No, the majority of the fuel is wasted on inefficiency of the engine.
Internal combustion engines like turbine engines are not exactly energy efficient. Most of the fuel is wasted by running the engine. Only about 35% to 40% of the energy from the fuel is converted to propulsive energy. The rest of the energy from the fuel (~ 65%) is lost on heating up the atmosphere directly, excess kinetic energy in the exhaust stream, internal drag & friction of the engine and producing noise.
The remaining ~35% the energy is there to overcome the work done by drag.
This drag can be split into lift induced drag and parasitic drag.
It can also be split into pressure drag and friction drag.
For simplicity assume that all the lift induced drag is all pressure drag, and all parasitic drag is friction drag.

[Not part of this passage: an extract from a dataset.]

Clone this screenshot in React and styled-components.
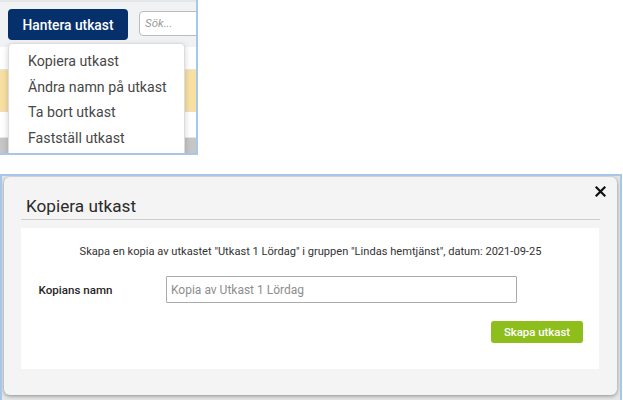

Aircraft usually cruise near the speed where drag is lowest. In such a situation, 50% of the drag is induced drag and 50% is parasitic drag. In practice cruise speed is a bit above the minimum drag speed, so the parasitic drag exceeds the induced drag. If our earlier assumption is correct, then over 50% of the drag would be friction drag.
That would bring the total estimates to:
- 65% wasted
- 20% friction drag
- 15% pressure drag
For example the GE90, the engine fitted on most Boeing 777s, produces a thrust of 70 kN in cruise flight of 250 m/s at a fuel consumption of 1.08 kg/s.
The propulsive power delivered by the engine is $70 \cdot 10^3 \cdot 250 = 17.5\cdot 10^6 \textrm{W}$.
Jet fuel has a specific heat of $43.15 \cdot 10^6 \textrm{J/kg}$
The energy consumption of the engines is thus:
$1.08 \cdot 43.15 \cdot 10^6 = 46.6 \cdot10^6\textrm{W}$
That gives an efficiency of 37.6%. This may seem poor but it is one of the most efficient engines available today.